Creating the workflow#

We can put all of these tasks together into a workflow:

@workflow
def main(
    model: str = "distilbert-base-uncased",
    wandb_project: str = "unionai-serverless-demo",
    n_epochs: int = 5,
) -> tuple[str, FlyteFile]:
    """IMDB sentiment classifier workflow."""
    dataset_cache_dir = download_dataset()
    model_cache_dir = download_model(model=model)
    return train_model(
        model_name=model,
        n_epochs=n_epochs,
        wandb_project=wandb_project,
        model_cache_dir=model_cache_dir,
        dataset_cache_dir=dataset_cache_dir,
    )

Each task is actually running in its own container, but Union takes care of storing the intermediate outputs and passing them between tasks.

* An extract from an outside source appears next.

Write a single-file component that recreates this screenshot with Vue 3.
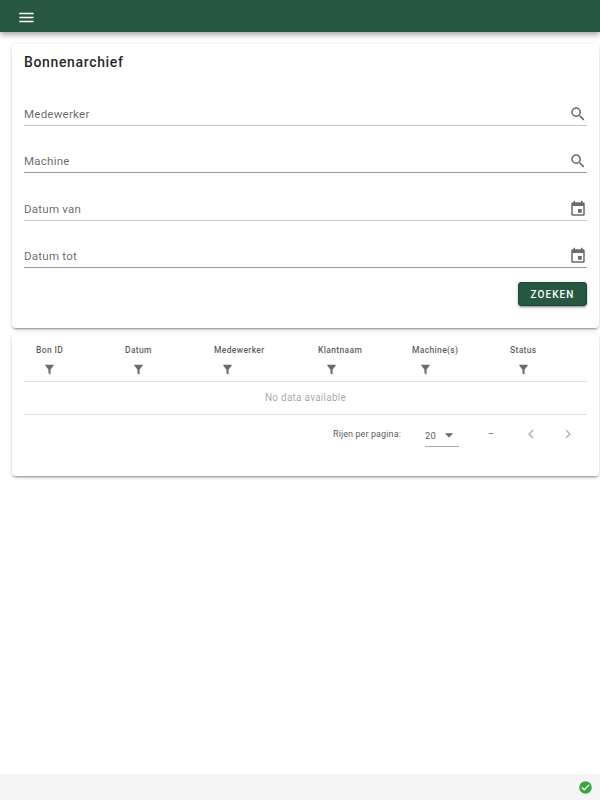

Trying out different models#

Now that you’ve run the fine-tuning workflow once, you can try out different models by passing in a different model name to the model argument, which can be supplied to the --model flag when you invoke union run. For example, you can try out the google-bert/bert-base-uncased model, or any text classification model available on HuggingFace hub.